**SUPPLIED RECORDS**:
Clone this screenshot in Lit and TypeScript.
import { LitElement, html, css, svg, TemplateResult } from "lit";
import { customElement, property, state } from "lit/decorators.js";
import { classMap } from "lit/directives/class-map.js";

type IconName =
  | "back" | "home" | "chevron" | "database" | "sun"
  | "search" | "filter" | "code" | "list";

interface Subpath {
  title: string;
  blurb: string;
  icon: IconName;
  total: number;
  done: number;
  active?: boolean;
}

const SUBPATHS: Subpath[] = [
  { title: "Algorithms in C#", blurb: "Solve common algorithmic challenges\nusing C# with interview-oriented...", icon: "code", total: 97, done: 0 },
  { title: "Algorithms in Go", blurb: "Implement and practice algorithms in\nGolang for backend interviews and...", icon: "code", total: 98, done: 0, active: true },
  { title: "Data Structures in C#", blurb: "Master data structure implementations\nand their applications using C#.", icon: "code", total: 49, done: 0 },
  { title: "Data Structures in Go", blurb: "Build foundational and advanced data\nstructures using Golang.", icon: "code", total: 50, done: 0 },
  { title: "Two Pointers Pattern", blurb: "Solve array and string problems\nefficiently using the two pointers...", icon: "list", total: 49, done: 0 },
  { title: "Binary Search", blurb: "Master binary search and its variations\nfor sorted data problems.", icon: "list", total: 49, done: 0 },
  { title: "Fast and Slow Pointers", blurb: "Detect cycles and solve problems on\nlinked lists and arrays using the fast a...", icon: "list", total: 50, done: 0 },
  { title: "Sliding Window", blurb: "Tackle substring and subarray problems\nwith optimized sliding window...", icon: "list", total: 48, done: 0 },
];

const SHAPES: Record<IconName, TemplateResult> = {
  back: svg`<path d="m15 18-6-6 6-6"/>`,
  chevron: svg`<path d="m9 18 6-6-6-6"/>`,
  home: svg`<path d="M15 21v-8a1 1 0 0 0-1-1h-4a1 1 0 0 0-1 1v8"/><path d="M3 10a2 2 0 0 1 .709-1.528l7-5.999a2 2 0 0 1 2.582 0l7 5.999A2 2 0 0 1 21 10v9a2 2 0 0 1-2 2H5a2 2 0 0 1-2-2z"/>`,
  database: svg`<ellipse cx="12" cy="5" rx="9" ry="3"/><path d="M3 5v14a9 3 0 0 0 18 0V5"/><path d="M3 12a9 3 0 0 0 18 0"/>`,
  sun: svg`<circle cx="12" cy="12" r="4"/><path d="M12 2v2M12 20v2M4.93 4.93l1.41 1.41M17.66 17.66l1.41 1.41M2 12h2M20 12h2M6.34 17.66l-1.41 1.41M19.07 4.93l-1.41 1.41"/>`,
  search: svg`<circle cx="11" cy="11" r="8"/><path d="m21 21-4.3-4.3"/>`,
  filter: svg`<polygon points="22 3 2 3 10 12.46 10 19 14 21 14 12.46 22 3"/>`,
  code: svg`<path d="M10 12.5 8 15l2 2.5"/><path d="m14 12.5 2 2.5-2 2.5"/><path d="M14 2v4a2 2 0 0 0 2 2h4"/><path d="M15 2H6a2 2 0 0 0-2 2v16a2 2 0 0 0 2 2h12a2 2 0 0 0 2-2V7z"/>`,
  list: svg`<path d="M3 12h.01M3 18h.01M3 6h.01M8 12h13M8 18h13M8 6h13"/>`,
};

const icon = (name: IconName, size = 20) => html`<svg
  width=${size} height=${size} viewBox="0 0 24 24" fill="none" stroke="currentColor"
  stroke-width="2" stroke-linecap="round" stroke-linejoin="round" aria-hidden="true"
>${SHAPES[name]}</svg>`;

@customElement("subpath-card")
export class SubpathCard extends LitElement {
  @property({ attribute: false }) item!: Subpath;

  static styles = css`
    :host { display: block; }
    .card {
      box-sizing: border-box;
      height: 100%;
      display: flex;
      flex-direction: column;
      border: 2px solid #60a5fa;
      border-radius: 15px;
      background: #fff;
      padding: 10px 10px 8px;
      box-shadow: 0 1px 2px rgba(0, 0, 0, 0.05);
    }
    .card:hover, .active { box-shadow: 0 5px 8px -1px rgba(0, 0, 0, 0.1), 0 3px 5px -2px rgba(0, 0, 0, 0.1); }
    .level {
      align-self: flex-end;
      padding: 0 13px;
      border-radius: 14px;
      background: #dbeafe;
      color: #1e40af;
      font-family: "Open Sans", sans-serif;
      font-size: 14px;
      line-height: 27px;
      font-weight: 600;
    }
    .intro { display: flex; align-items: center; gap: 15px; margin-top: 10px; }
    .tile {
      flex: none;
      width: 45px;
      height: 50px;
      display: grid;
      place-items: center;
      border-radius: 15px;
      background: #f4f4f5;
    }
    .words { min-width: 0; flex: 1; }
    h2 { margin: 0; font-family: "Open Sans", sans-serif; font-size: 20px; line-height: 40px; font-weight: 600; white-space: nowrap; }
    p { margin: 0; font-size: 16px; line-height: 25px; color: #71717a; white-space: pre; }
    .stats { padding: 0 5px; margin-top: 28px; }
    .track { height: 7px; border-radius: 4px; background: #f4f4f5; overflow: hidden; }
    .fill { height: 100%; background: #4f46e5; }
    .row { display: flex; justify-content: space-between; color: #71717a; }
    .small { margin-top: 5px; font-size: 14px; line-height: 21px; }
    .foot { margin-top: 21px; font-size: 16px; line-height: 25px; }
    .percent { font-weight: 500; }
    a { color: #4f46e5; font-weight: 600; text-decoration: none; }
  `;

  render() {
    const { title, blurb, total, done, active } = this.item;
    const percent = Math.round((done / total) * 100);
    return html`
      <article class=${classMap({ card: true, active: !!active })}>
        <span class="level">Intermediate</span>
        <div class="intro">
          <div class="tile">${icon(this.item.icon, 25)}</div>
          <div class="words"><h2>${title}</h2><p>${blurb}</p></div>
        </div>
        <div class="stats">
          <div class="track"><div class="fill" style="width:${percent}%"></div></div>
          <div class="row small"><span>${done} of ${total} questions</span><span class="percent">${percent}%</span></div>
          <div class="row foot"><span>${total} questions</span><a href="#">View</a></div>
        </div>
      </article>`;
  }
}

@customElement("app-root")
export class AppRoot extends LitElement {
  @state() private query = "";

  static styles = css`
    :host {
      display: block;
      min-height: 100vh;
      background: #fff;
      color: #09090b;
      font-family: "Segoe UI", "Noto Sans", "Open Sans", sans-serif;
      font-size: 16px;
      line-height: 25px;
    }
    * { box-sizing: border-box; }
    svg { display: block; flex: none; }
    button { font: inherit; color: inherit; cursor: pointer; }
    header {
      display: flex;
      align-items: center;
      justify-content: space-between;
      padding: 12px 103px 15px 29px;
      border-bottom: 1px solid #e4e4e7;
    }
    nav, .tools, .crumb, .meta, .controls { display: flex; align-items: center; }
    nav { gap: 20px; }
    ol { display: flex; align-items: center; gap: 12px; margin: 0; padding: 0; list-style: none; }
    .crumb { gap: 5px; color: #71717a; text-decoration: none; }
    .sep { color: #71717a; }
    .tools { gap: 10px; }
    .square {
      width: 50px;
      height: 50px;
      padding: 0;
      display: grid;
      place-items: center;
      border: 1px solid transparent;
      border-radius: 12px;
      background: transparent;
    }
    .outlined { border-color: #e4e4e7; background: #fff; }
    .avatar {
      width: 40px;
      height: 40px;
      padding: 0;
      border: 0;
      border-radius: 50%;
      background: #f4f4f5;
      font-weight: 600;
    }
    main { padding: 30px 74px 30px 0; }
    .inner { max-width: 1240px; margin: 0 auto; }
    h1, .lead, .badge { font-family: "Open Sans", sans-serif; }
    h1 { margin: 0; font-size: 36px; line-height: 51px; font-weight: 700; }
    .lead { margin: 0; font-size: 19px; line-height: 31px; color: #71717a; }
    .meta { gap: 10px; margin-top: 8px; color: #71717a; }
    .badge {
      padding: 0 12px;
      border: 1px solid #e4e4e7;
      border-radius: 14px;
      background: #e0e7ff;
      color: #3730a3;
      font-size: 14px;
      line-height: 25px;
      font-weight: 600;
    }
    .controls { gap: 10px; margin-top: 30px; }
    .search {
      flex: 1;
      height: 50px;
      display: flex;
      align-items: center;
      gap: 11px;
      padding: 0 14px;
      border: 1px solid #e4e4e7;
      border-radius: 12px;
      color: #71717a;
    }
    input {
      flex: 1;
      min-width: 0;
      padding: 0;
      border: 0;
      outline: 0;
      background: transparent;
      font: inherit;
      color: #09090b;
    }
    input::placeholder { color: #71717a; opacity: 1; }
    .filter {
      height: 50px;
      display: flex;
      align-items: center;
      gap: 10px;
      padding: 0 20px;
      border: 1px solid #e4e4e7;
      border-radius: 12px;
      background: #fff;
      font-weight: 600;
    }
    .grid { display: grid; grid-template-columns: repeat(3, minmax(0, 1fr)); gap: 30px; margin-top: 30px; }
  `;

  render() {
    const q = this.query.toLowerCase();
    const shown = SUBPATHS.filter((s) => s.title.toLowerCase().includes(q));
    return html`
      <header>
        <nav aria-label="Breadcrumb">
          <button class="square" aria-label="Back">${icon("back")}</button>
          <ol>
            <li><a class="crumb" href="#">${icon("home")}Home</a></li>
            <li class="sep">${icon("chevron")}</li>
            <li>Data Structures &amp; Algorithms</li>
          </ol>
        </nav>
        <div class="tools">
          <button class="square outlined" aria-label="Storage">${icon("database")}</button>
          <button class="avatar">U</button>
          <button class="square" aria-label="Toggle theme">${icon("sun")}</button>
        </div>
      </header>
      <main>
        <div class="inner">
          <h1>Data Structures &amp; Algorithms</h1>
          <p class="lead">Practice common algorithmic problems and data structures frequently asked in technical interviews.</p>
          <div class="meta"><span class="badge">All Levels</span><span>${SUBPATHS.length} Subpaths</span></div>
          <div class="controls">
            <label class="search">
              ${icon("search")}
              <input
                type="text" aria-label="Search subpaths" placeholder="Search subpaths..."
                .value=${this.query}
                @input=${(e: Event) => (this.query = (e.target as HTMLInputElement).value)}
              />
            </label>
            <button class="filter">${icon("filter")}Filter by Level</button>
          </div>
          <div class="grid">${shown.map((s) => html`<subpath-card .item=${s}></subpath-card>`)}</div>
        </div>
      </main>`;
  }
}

---

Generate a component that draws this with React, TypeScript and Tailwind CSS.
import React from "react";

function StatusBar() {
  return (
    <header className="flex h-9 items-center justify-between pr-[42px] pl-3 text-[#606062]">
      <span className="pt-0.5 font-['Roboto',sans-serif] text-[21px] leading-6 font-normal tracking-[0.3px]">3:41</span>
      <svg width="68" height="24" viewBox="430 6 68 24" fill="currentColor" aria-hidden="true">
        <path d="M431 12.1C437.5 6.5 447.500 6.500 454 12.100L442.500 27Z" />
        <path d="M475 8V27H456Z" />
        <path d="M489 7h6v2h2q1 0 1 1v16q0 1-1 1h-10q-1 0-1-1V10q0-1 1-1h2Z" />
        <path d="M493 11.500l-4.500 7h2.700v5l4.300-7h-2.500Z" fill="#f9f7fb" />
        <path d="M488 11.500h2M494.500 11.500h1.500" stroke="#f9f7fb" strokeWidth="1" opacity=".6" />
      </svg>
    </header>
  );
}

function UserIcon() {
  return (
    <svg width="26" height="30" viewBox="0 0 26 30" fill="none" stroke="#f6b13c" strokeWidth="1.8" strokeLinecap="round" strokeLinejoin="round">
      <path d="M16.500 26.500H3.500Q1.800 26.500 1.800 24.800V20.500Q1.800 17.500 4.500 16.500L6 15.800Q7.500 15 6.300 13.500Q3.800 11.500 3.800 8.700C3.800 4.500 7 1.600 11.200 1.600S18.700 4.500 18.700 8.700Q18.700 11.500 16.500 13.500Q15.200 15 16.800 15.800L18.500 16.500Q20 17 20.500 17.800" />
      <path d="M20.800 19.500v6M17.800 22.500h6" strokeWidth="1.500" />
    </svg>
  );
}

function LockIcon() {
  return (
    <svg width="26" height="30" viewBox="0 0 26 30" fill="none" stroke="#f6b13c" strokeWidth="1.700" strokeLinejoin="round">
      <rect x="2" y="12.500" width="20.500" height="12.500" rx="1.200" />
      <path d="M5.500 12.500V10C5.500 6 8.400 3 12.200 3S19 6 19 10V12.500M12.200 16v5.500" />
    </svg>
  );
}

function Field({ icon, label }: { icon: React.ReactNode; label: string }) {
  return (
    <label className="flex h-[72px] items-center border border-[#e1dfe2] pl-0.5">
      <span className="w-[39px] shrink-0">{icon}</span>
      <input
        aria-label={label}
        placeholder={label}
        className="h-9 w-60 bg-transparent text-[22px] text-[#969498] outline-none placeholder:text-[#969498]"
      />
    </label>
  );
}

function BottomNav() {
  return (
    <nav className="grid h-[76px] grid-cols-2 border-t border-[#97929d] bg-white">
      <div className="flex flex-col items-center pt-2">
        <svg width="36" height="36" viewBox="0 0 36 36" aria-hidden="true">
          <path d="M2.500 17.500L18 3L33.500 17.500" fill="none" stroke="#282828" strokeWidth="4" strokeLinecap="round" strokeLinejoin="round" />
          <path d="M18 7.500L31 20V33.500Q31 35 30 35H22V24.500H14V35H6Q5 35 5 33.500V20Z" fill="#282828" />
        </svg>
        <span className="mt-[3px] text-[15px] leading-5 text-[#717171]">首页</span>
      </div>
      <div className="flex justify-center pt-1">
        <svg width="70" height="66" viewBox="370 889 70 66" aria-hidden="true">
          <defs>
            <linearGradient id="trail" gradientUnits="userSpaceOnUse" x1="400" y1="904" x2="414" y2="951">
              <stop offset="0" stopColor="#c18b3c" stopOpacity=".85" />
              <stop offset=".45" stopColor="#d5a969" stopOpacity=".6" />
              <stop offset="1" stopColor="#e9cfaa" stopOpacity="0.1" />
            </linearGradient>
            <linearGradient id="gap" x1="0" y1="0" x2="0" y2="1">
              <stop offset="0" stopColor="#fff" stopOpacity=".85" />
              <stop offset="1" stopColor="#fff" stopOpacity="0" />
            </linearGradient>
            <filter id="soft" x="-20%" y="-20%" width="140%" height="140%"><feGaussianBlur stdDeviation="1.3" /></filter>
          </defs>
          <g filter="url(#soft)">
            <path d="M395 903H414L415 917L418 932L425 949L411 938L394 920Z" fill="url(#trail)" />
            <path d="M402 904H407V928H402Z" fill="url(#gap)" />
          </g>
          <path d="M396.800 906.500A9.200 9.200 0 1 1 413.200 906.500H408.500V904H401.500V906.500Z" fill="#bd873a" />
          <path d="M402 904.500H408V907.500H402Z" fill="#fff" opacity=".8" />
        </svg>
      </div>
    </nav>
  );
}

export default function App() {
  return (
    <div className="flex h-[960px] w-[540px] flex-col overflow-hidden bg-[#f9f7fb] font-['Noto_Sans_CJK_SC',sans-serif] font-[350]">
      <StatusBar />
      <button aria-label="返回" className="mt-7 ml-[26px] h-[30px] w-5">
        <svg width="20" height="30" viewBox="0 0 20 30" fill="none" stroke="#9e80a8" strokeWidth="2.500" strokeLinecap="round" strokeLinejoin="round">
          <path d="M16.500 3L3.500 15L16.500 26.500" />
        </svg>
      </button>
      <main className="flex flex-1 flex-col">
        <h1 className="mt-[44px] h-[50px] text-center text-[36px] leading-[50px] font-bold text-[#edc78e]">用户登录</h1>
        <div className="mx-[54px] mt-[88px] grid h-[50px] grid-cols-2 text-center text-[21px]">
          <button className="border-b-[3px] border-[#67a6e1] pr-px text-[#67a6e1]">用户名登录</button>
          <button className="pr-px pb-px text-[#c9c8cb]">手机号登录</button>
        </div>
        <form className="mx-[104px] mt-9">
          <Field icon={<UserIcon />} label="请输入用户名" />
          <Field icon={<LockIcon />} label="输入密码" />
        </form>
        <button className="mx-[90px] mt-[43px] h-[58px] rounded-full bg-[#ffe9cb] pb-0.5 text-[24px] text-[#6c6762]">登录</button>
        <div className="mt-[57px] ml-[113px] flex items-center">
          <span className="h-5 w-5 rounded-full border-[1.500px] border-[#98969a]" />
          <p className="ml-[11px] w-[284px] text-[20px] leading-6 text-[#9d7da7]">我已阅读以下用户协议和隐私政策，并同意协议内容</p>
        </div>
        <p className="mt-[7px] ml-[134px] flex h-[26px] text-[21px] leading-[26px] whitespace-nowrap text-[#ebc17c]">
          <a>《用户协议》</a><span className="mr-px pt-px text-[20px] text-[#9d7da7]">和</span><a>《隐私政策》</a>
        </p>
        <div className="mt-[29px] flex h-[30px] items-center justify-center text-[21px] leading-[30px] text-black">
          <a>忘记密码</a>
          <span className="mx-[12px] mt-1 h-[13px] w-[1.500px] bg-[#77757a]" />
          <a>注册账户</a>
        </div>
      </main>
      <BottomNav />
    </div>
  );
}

**TASK**: What is the number of lines that contain "React"? Reply with that number alone.

**RESULT OF THIS EXERCISE**: 3